Die Firma meines Mannes dagegen hat ihm sehr vieles zugemutet, abverlangt und ihn damit gefördert. Und
Betriebssportgruppen gibt es in dieser Firma bis heute.
Eine zu erwähnende Initiative ist hier die des Landessportverbands mit Wirtschaftsbetrieben. Sie als Betrieb
fördern Sportler oder im Sport oder im Ehrenamt Aktive und Sie werden Volltreffer landen, für Ihre Firma und
für Ihre Mitarbeiter. Fordern, Fördern und Anerkennung rechnen sich vielleicht nicht, aber zahlen sich langfristig
aus.
Zeit ist Geld, nicht nur für sparsame Schwäbinnen – daher komme ich zum Schluss. Auch wenn Sport nicht
Ihre Sache ist: wer in geistig und körperlich in Bewegung ist und bleibt, ist motivierter, mobiler und vor allem
gesünder.
Sie müssen keinen Firmensport einführen, aber wer läuft, Treppen läuft, kommt vielleicht bewegter an, trifft
andere Ideenträger und hat Zeit zum Nachdenken.
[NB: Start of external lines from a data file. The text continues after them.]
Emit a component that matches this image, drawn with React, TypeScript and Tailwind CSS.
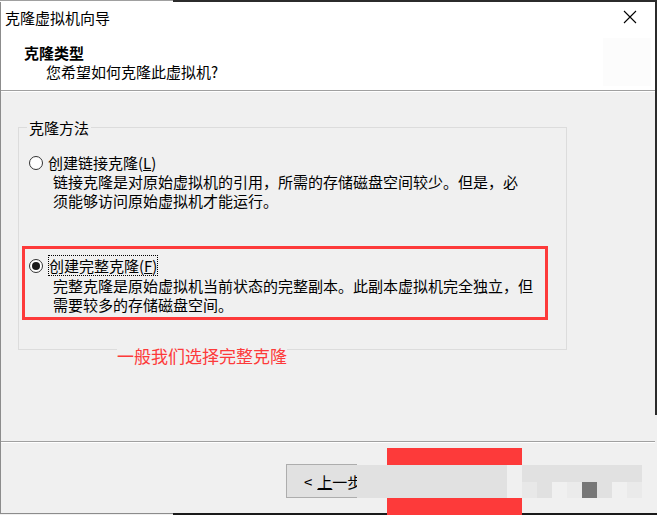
import React from "react";

const FONT = { fontFamily: '"Noto Sans CJK SC", "Noto Sans", sans-serif' };

function Radio({ checked }: { checked?: boolean }) {
  return (
    <div className="w-[14px] h-[14px] rounded-full border border-[#333333] bg-white flex items-center justify-center shrink-0">
      {checked && <div className="w-[8px] h-[8px] rounded-full bg-[#1a1a1a]" />}
    </div>
  );
}

export default function App() {
  const tiles = ["#e8e8e8", "#e1e1e1", "#f0f0f0", "#ebebeb", "#777777", "#e1e1e1", "#f0f0f0", "#eaeaea"];
  return (
    <div
      className="relative w-[657px] h-[515px] overflow-hidden bg-[#f0f0f0] text-black flex flex-col text-[15px] leading-[19px]"
      style={FONT}
    >
      {/* top frame */}
      <div className="flex h-[2px] shrink-0">
        <div className="w-[173px] border-t border-[#a0a0a0] bg-white" />
        <div className="flex-1 bg-[#2b2b2b]" />
      </div>

      <div className="flex flex-1 min-h-0">
        {/* left frame */}
        <div className="w-[1px] bg-[#8c8c8c] shrink-0" />

        <div className="flex-1 flex flex-col min-w-0">
          {/* header */}
          <div className="h-[88px] bg-white flex justify-between shrink-0">
            <div className="flex flex-col">
              <div className="h-[30px] flex items-center pl-[4px]">克隆虚拟机向导</div>
              <div className="mt-[11px] pl-[23px] font-bold">克隆类型</div>
              <div className="pl-[45px]">您希望如何克隆此虚拟机?</div>
            </div>
            <div className="flex flex-col items-end pr-[4px]">
              <div className="h-[30px] w-[30px] flex items-center justify-center mr-[6px]">
                <svg width="14" height="14" viewBox="0 0 14 14">
                  <path d="M1 1 L13 13 M13 1 L1 13" stroke="#000" strokeWidth="1.1" />
                </svg>
              </div>
              <div className="w-[48px] h-[48px] bg-[#fcfcfc] mt-[6px]" />
            </div>
          </div>
          <div className="h-[1px] bg-[#a0a0a0] shrink-0" />
          <div className="h-[1px] bg-white shrink-0" />

          {/* body */}
          <div className="h-[349px] pl-[17px] pt-[26px] shrink-0">
            <fieldset className="w-[549px] border border-[#dcdcdc] pb-[29px]">
              <legend className="ml-[8px] px-[2px]">克隆方法</legend>
              <div className="mt-[16px] pl-[10px] flex items-center gap-[5px]">
                <Radio />
                <span>
                  创建链接克隆(<span className="underline">L</span>)
                </span>
              </div>
              <div className="pl-[34px]">
                <div>链接克隆是对原始虚拟机的引用，所需的存储磁盘空间较少。但是，必</div>
                <div>须能够访问原始虚拟机才能运行。</div>
              </div>

              <div className="mt-[36px] ml-[3px] w-[526px] border-[3px] border-[#fd3a3a] pt-[6px] pb-[3px]">
                <div className="pl-[4px] flex items-center gap-[5px]">
                  <Radio checked />
                  <span className="border border-dotted border-black">
                    创建完整克隆(<span className="underline">F</span>)
                  </span>
                </div>
                <div className="pl-[28px]">
                  <div>完整克隆是原始虚拟机当前状态的完整副本。此副本虚拟机完全独立，但</div>
                  <div>需要较多的存储磁盘空间。</div>
                </div>
              </div>
            </fieldset>
          </div>

          <div className="h-[1px] bg-[#a0a0a0] shrink-0" />
          <div className="h-[1px] bg-white shrink-0" />

          {/* footer */}
          <div className="flex-1 pl-[285px] pt-[21px]">
            <div className="w-[71px] h-[34px] border-l border-t border-b border-[#adadad] bg-[#e1e1e1] flex items-center pl-[17px] whitespace-nowrap">
              &lt; <span className="underline ml-[5px]">上</span>一步
            </div>
          </div>
        </div>

        {/* right frame */}
        <div className="w-[2px] flex flex-col shrink-0">
          <div className="h-[413px] bg-[#2b2b2b]" />
        </div>
      </div>

      {/* bottom frame */}
      <div className="flex h-[2px] shrink-0">
        <div className="w-[173px] border-t border-[#8c8c8c]" />
        <div className="flex-1 bg-[#1a1a1a]" />
      </div>

      {/* annotation */}
      <div className="absolute left-[117px] top-[345px] text-[17px] leading-[22px] text-[#fd3a3a] bg-[#f0f0f0]">
        一般我们选择完整克隆
      </div>

      {/* redaction mosaic */}
      <div className="absolute left-[357px] top-[465px] w-[150px] h-[33px] bg-[#e1e1e1]" />
      <div className="absolute left-[387px] top-[448px] w-[135px] h-[17px] bg-[#fd3a3a]" />
      <div className="absolute left-[387px] top-[498px] w-[135px] h-[17px] bg-[#fd3a3a]" />
      <div className="absolute left-[522px] top-[465px] w-[120px] flex flex-col">
        <div className="h-[17px] bg-[#e1e1e1]" />
        <div className="h-[16px] flex">
          {tiles.map((c, i) => (
            <div key={i} className="w-[15px] h-[16px]" style={{ backgroundColor: c }} />
          ))}
        </div>
      </div>
    </div>
  );
}
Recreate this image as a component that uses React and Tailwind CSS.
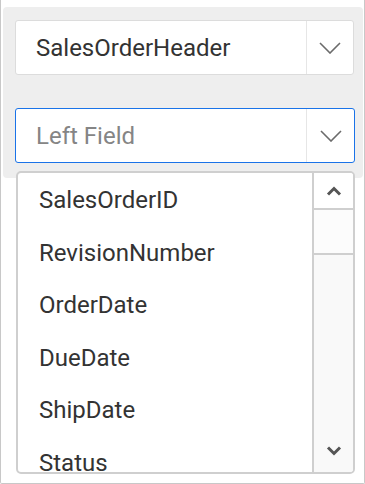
import React from "react";

const Chevron = () => (
  <svg width="22" height="12" viewBox="0 0 22 12" fill="none">
    <path d="M1 1 L11 11 L21 1" stroke="#6b6b6b" strokeWidth="1.6" />
  </svg>
);

const SmallChev = ({ up }) => (
  <svg width="16" height="10" viewBox="0 0 16 10" fill="none">
    <path d={up ? "M2 8.5 L8 2.5 L14 8.5" : "M2 1.5 L8 7.5 L14 1.5"} stroke="#555" strokeWidth="3" />
  </svg>
);

const items = ["SalesOrderID", "RevisionNumber", "OrderDate", "DueDate", "ShipDate", "Status"];

export default function App() {
  return (
    <div className="relative w-[365px] h-[484px] bg-white overflow-hidden" style={{ fontFamily: "Roboto, 'Noto Sans', sans-serif" }}>
      <div className="absolute inset-0 border border-t-0 border-[#c8c8c8] rounded-b-[2px] pointer-events-none" />
      <div className="ml-[3px] mt-[7px] w-[360px] h-[171px] bg-[#eeeeee] rounded-[4px] px-[12px] pt-[13px] flex flex-col gap-[33px]">
        <div className="h-[55px] w-[339px] bg-white border border-[#dcdcdc] rounded-[3px] flex">
          <div className="flex-1 flex items-center pl-[20px] text-[24px] text-[#333]">SalesOrderHeader</div>
          <div className="w-[47px] border-l border-[#e6e6e6] flex items-center justify-center"><Chevron /></div>
        </div>
        <div className="h-[55px] w-[340px] bg-white border border-[#1a73e8] rounded-[3px] flex">
          <div className="flex-1 flex items-center pl-[20px] text-[24px] text-[#858585]">Left Field</div>
          <div className="w-[48px] border-l border-[#e6e6e6] flex items-center justify-center"><Chevron /></div>
        </div>
      </div>
      <div className="absolute left-[16px] top-[171px] w-[339px] h-[303px] bg-white border-2 border-[#cfcfcf] rounded-[5px] flex overflow-hidden">
        <div className="flex-1 flex flex-col pl-[21px] pt-[1px]">
          {items.map((t) => (
            <div key={t} className="h-[52.5px] shrink-0 flex items-center text-[24px] text-[#333]">{t}</div>
          ))}
        </div>
        <div className="w-[41px] border-l-2 border-[#cfcfcf] bg-[#f9f9f9] flex flex-col">
          <div className="h-[37px] bg-white border-b-2 border-[#cfcfcf] flex items-center justify-center"><SmallChev up /></div>
          <div className="h-[45px] bg-[#fcfcfc] border-b-2 border-[#cfcfcf]" />
          <div className="flex-1" />
          <div className="h-[40px] flex items-center justify-center pb-[2px]"><SmallChev /></div>
        </div>
      </div>
    </div>
  );
}
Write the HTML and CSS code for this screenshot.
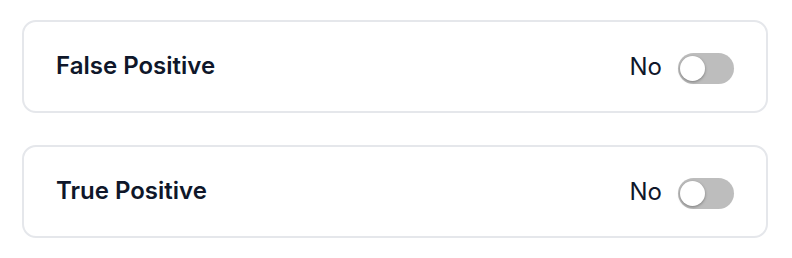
FILE: index.html
```html
<!DOCTYPE html>
<html lang="en">
<head>
    <meta charset="UTF-8">
    <meta name="viewport" content="width=device-width, initial-scale=1.0">
    <title>Classification</title>
    <link rel="stylesheet" href="styles.css">
</head>
<body>
    <div class="settings">
        <div class="setting-card">
            <span class="setting-label">False Positive</span>
            <label class="setting-control">
                <span class="setting-value">No</span>
                <span class="switch"><span class="knob"></span></span>
            </label>
        </div>
        <div class="setting-card">
            <span class="setting-label">True Positive</span>
            <label class="setting-control">
                <span class="setting-value">No</span>
                <span class="switch"><span class="knob"></span></span>
            </label>
        </div>
    </div>
</body>
</html>
```

FILE: styles.css
```css
body {
    margin: 0;
    font-family: Inter, "Noto Sans", sans-serif;
    background-color: #ffffff;
    color: #0f172a;
}
.settings {
    display: flex;
    flex-direction: column;
    gap: 32px;
    width: 746px;
    padding: 20px 0 0 22px;
}
.setting-card {
    display: flex;
    align-items: center;
    justify-content: space-between;
    box-sizing: border-box;
    height: 93px;
    padding: 0 32px 0 32px;
    border: 2px solid #e5e7eb;
    border-radius: 14px;
}
.setting-label {
    font-size: 24px;
    font-weight: 600;
    margin-top: -3px;
}
.setting-control {
    display: flex;
    align-items: center;
    gap: 16px;
}
.setting-value {
    font-size: 24px;
    font-weight: 400;
}
.switch {
    position: relative;
    display: block;
    width: 56px;
    height: 31px;
    margin-top: 4px;
    border-radius: 16px;
    background-color: #bdbdbd;
}
.knob {
    position: absolute;
    top: 3px;
    left: 2px;
    width: 25px;
    height: 25px;
    border-radius: 50%;
    background-color: #ffffff;
    box-shadow: 0 1px 3px rgba(0, 0, 0, 0.35);
}
```
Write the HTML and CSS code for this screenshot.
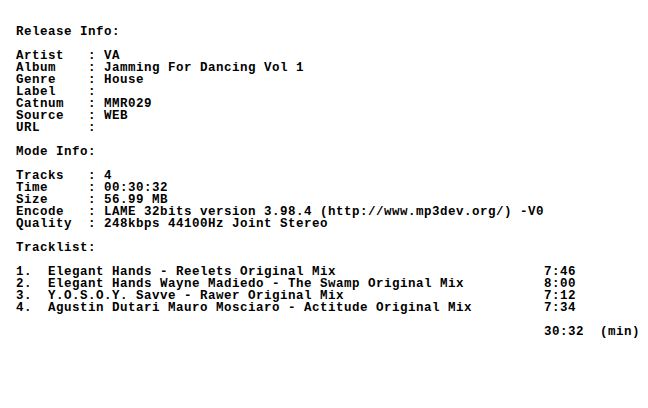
FILE: index.html
```html
<!DOCTYPE html>
<html>
<head>
<meta charset="utf-8">
<link rel="stylesheet" href="styles.css">
</head>
<body>
<pre class="nfo">Release Info:

Artist   : VA
Album    : Jamming For Dancing Vol 1
Genre    : House
Label    :
Catnum   : MMR029
Source   : WEB
URL      :

Mode Info:

Tracks   : 4
Time     : 00:30:32
Size     : 56.99 MB
Encode   : LAME 32bits version 3.98.4 (http://www.mp3dev.org/) -V0
Quality  : 248kbps 44100Hz Joint Stereo

Tracklist:

1.  Elegant Hands - Reelets Original Mix                          7:46
2.  Elegant Hands Wayne Madiedo - The Swamp Original Mix          8:00
3.  Y.O.S.O.Y. Savve - Rawer Original Mix                         7:12
4.  Agustin Dutari Mauro Mosciaro - Actitude Original Mix         7:34

                                                                  30:32  (min)</pre>
</body>
</html>
```
FILE: styles.css
```css
html, body {
  margin: 0;
  padding: 0;
  background: #ffffff;
}
.nfo {
  margin: 0;
  padding: 26px 0 0 16px;
  font-family: "Liberation Mono", monospace;
  font-weight: bold;
  font-size: 12.5px;
  letter-spacing: 0.5px;
  line-height: 12px;
  color: #000000;
}
```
Den Titel meiner Dissertation – alles hat seine Zeiten - habe
ich übrigens unterwegs gefunden. Eines haben Sport und Arbeit zumindest gemeinsam:
Ohne Einsatz und Energie kommt man nicht voran.
Genießen Sie jetzt Brot und Geist und Spiele – Essen, Trinken und Wortspiele und gute Gespräche.
Herzlichen Dank für Ihre Aufmerksamkeit!!!